5. A method according to any preceding claim, wherein the material exhibiting viscoelastic properties is polypropylene.

6. A method according to any preceding claim, wherein the support incorporates a heating means.

7. A method according to claim 6, wherein the heating means comprises a resistive electrical heater.

8. A method according to any preceding claim, wherein the support is expanded after use to return it to its dimensions before use.

9. A method according to any preceding claim, wherein the moulded component is a tube, said tube being formed by wrapping tube-forming curable material around the support, said support being in the form of a mandrel formed from the material exhibiting viscoelastic properties, curing the tube- forming material on the mandrel, heating the mandrel, subsequently cooling the mandrel, and removing the cured tube from the mandrel.

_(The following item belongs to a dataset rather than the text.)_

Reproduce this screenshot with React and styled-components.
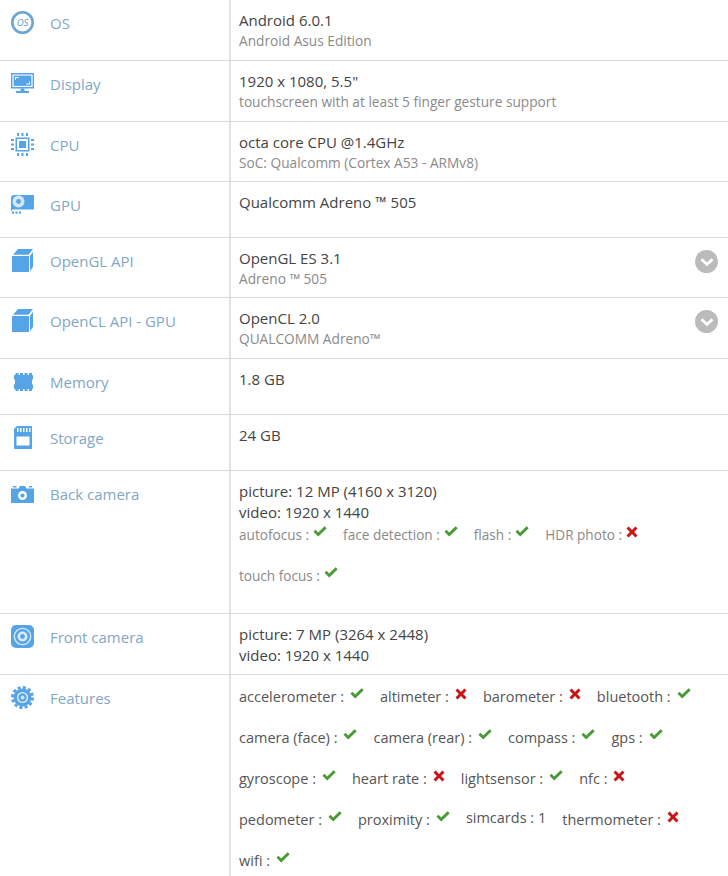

10. A method according to claim 9 when dependent on claim 8, wherein the mandrel is expanded by the application of excess internal pressure to the support when it is heated and enclosed in a rigid tube the internal diameter of which is slightly greater than the initial outside diameter of the support such that when the support is subsequently cooled it will contract to its initial outside diameter.

11. A method according to claim 9 or 10, wherein the mandrel has stepped end portions of enlarged diameter to provide for consistent stressing of said tube.

12. A method as claimed in claim 11, wherein one of said stepped end portions is removable to allow said support to be removed.

13. Apparatus for forming a moulded component, comprising means for moulding curable material on a support exhibiting viscoelastic properties, means for heating the support, and means for cooling the support to facilitate the removal of the component from the support.

14. A method for moulding a component, substantially as hereinbefore described with reference to the accompanying drawings.

15. A moulded component manufactured in accordance with the method as hereinbefore defined.

16. Apparatus for forming a moulded component substantially as hereinbefore described with reference to the accompanying drawings.